Plenty of Luiz’s Arsenal colleagues have talked about his influence in the dressing room. A larger than life character, Luiz is also very conscious of his role as an elder statesman in the team [not just at Arsenal, either. Once a year he hosts a barbecue at his house for all the Brazilian players in the Premier League].
As a 14-year old he left his São Paulo home to play for Vitoria in Salvador in the northeast of Brazil. Salvador is a beautiful, yet dangerous city- he had to grow up quickly and the experience fostered a sense of responsibility and maturity in him. This season, Luiz’s penchant for taking care of others will be put to the test like never before.
He only has one-year left on his contract and it is unlikely that he will win another extension. The foundations of Arsenal’s defensive future have been laid with the signings of William Saliba and Gabriel Magalhães. Saliba and Gabriel is clearly the intended future defensive partnership; but they surely won’t be ready to partner one another in the Premier League from the off.
This is where Luiz’s sense of custodianship comes in. You would imagine that he will provide the bridge to that partnership and that Arteta’s plan is for Luiz to start the season as a first choice before slowly transitioning away from the senior Brazilian. Luiz has been especially important for Gabriel Martinelli’s adaption and you would hope he will provide a similar service for Gabriel Magalhães.

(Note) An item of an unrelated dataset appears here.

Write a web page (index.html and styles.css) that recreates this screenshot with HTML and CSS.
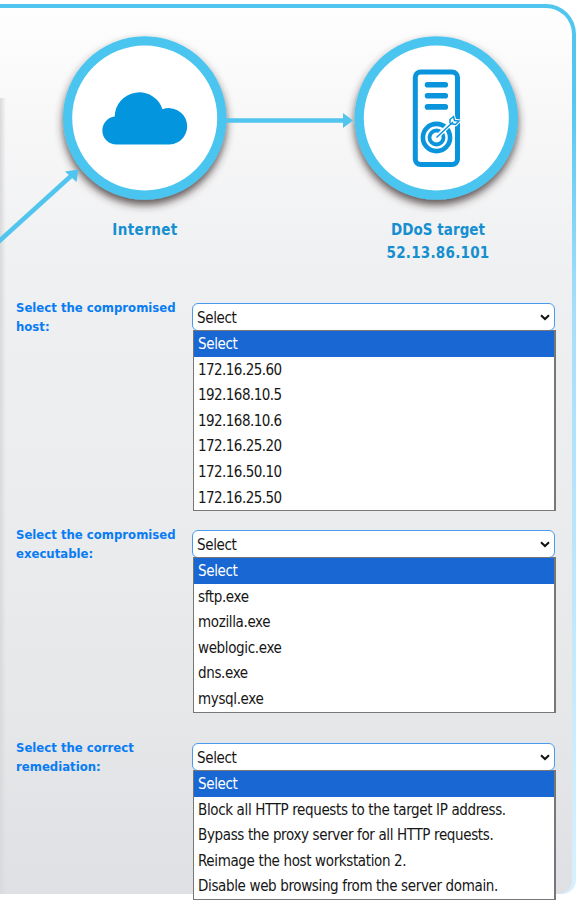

Brazilian players that have been successful in the Premier League of late have been able to call upon a Brazilian big brother in their respective squads. Fabinho had Alisson and Firmino at Liverpool, Richarlison had Huerelho Gomes at Watford and Fernandinho was at Pep Guardiola’s first face-to-face meeting with Gabriel Jesus when City persuaded him to sign.
Luiz’s role this season is effectively to confirm his own redundancy but his career to this point suggests it is a task he is cut out for. His on-pitch performance has varied but he has rarely wavered when it comes to being a good colleague. I think it’s reasonably easy to see why Arteta wanted to keep Luiz for one more season but it’s up to David to perform the ultimate self-sacrifice this term.